Mrs. Bennet in turn, tolerates Mr. Bennet's peculiarities as long as he does her bidding, and she both reassures and remonstrates with her daughters by saying, "I do not know how you will ever make him amends for his kindness; or me either for that matter. At our time of life, it is not so pleasant I can tell you, to be making new acquaintance every day, but for your sakes, we would do anything." And the girls themselves would do anything for their sakes as well, it would seem. 

And what effect on the patriarch have all of these estrogen-fueled hi-jinks caused? 

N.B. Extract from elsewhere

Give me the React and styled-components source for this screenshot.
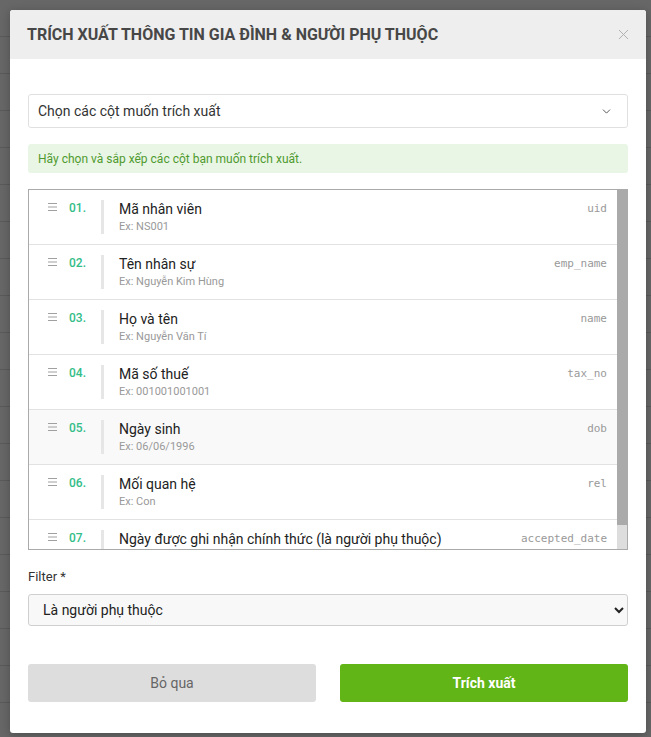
import React from 'react';
import styled, { createGlobalStyle } from 'styled-components';
import { ChevronDown, X } from 'lucide-react';

const GlobalStyle = createGlobalStyle`
  html, body {
    margin: 0;
    padding: 0;
    background: #676767;
    font-family: Roboto, "Noto Sans", "Liberation Sans", sans-serif;
  }
  * { box-sizing: border-box; }
`;

const columns = [
  { no: '01.', label: 'Mã nhân viên', example: 'Ex: NS001', code: 'uid' },
  { no: '02.', label: 'Tên nhân sự', example: 'Ex: Nguyễn Kim Hùng', code: 'emp_name' },
  { no: '03.', label: 'Họ và tên', example: 'Ex: Nguyễn Văn Tí', code: 'name' },
  { no: '04.', label: 'Mã số thuế', example: 'Ex: 001001001001', code: 'tax_no' },
  { no: '05.', label: 'Ngày sinh', example: 'Ex: 06/06/1996', code: 'dob', hover: true },
  { no: '06.', label: 'Mối quan hệ', example: 'Ex: Con', code: 'rel' },
  { no: '07.', label: 'Ngày được ghi nhận chính thức (là người phụ thuộc)', example: 'Ex: 01/01/2020', code: 'accepted_date' },
];

// icon kéo thả: 3 gạch ngang
const DragIcon = () => (
  <svg width="9" height="8" viewBox="0 0 9 8">
    <path d="M0 0.5H9M0 4H9M0 7.5H9" stroke="#a0a0a0" strokeWidth="1" />
  </svg>
);

function App() {
  return (
    <>
      <GlobalStyle />
      <Backdrop>
        <Modal>
          <Header>
            <Title>Trích xuất thông tin gia đình &amp; người phụ thuộc</Title>
            <CloseBtn>
              <X size={17} strokeWidth={1.4} />
            </CloseBtn>
          </Header>

          <Body>
            <Dropdown>
              <span>Chọn các cột muốn trích xuất</span>
              <ChevronDown size={13} strokeWidth={1.8} color="#555" />
            </Dropdown>

            <Alert>Hãy chọn và sắp xếp các cột bạn muốn trích xuất.</Alert>

            {/* danh sách cột có thể kéo thả */}
            <ListFrame>
              <ColumnList>
                {columns.map((col) => (
                  <ColumnRow key={col.no} $hover={col.hover}>
                    <DragHandle>
                      <DragIcon />
                    </DragHandle>
                    <RowNo>{col.no}</RowNo>
                    <RowInfo>
                      <RowLabel>{col.label}</RowLabel>
                      <RowExample>{col.example}</RowExample>
                    </RowInfo>
                    <RowCode>{col.code}</RowCode>
                  </ColumnRow>
                ))}
              </ColumnList>
              <ScrollTrack>
                <ScrollThumb />
              </ScrollTrack>
            </ListFrame>

            <FilterLabel>Filter *</FilterLabel>
            <FilterSelect defaultValue="dep">
              <option value="dep">Là người phụ thuộc</option>
              <option value="all">Tất cả</option>
            </FilterSelect>

            <Actions>
              <Button>Bỏ qua</Button>
              <Button $primary>Trích xuất</Button>
            </Actions>
          </Body>
        </Modal>
      </Backdrop>
    </>
  );
}

export default App;

const Backdrop = styled.div`
  min-height: 737px;
  padding: 10px 5px 4px 10px;
  background-color: #676767;
  background-image: repeating-linear-gradient(
    to bottom,
    transparent 0,
    transparent 36px,
    #5a5a5a 36px,
    #5a5a5a 37px
  );
`;

const Modal = styled.div`
  width: 636px;
  background: #fff;
  border-radius: 3px;
  overflow: hidden;
  box-shadow: 0 2px 10px rgba(0, 0, 0, 0.25);
`;

const Header = styled.div`
  height: 49px;
  background: #eeeeee;
  display: flex;
  align-items: center;
  justify-content: space-between;
  padding: 0 14px 0 17px;
`;

const Title = styled.h1`
  margin: 0;
  font-size: 16px;
  font-weight: 700;
  text-transform: uppercase;
  color: #474747;
`;

const CloseBtn = styled.span`
  display: flex;
  color: #b0b0b0;
`;

const Body = styled.div`
  display: flex;
  flex-direction: column;
  padding: 35px 18px 31px;
`;

const Dropdown = styled.div`
  height: 34px;
  border: 1px solid #e0e0e0;
  border-radius: 3px;
  display: flex;
  align-items: center;
  justify-content: space-between;
  padding: 0 14px 0 9px;
  font-size: 14px;
  color: #333;
`;

const Alert = styled.div`
  margin-top: 16px;
  height: 29px;
  display: flex;
  align-items: center;
  padding: 0 10px;
  background: #e9f6e5;
  border-radius: 3px;
  color: #4f9a2f;
  font-size: 12px;
`;

const ListFrame = styled.div`
  margin-top: 16px;
  height: 361px;
  border: 1px solid #aaa;
  display: flex;
`;

const ColumnList = styled.div`
  flex: 1;
  min-width: 0;
  overflow: hidden;
`;

const ScrollTrack = styled.div`
  width: 10px;
  background: #dddddd;
`;

const ScrollThumb = styled.div`
  height: 335px;
  background: #aaaaaa;
`;

const ColumnRow = styled.div`
  height: 55px;
  display: flex;
  align-items: flex-start;
  padding: 10px 10px 10px 19px;
  border-bottom: 1px solid #e2e2e2;
  background: ${(p) => (p.$hover ? '#f9f9f9' : '#fff')};

  &:last-child {
    border-bottom: none;
  }
`;

const DragHandle = styled.span`
  width: 21px;
  height: 16px;
  display: flex;
  align-items: center;
  padding-bottom: 2px;
`;

const RowNo = styled.span`
  width: 32px;
  font-size: 12px;
  font-weight: 500;
  line-height: 17px;
  color: #33bd88;
`;

const RowInfo = styled.div`
  flex: 1;
  min-width: 0;
  height: 34px;
  border-left: 3px solid #e6e6e6;
  padding-left: 15px;
  display: flex;
  flex-direction: column;
`;

const RowLabel = styled.span`
  font-size: 14px;
  line-height: 18px;
  color: #222;
  white-space: nowrap;
`;

const RowExample = styled.span`
  margin-top: 1px;
  font-size: 11px;
  line-height: 15px;
  color: #999;
`;

const RowCode = styled.span`
  font-family: "DejaVu Sans Mono", "Liberation Mono", monospace;
  font-size: 11px;
  line-height: 17px;
  color: #999;
`;

const FilterLabel = styled.label`
  margin-top: 19px;
  font-size: 13px;
  line-height: 16px;
  color: #333;
`;

const FilterSelect = styled.select`
  margin-top: 9px;
  height: 32px;
  padding: 0 10px;
  font-family: Roboto, "Noto Sans", sans-serif;
  font-size: 14px;
  color: #222;
  background: #f8f8f8;
  border: 1px solid #cfcfcf;
  border-radius: 3px;
`;

const Actions = styled.div`
  margin-top: 38px;
  display: grid;
  grid-template-columns: 1fr 1fr;
  gap: 24px;
`;

const Button = styled.button`
  height: 38px;
  border: none;
  border-radius: 3px;
  font-family: Roboto, "Noto Sans", sans-serif;
  font-size: 14px;
  font-weight: ${(p) => (p.$primary ? 700 : 400)};
  color: ${(p) => (p.$primary ? '#fff' : '#666')};
  background: ${(p) => (p.$primary ? '#62b516' : '#dddddd')};
`;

 "Mr. Bennet was so odd a mixture…

of quick parts...

sarcastic humor...

reserve... 

and caprice...
Bruce Jenner outfitted for his upcoming role in the third installment of The Hunger Games
...that the experience of three and twenty years had been insufficient to make his wife understand his character."

Elizabeth feels strongly that her sister Lydia's flightiness among the popular and eligible English officers stationed nearby, and her subsequent elopement with one of them, is to be blamed by parental indulgence. She contends, "Perhaps I am not doing her justice. But she is very young; she has never been taught to think on serious subjects; and for the last half year, nay, for a twelvemonth, she has given up to nothing but amusement and vanity. She has been allowed to dispose of her time in the most idle and frivolous manner, and to adopt any opinions that came in her way."

Although Elizabeth rejects Lydia's offer to help her find a husband among the uniformed celebrities by saying, "I do not particularly like your way of getting husbands", Mrs. Bennet is as happy as a Klam. She has accomplished no fewer than three marriages by the end of that year. All's well that weds well.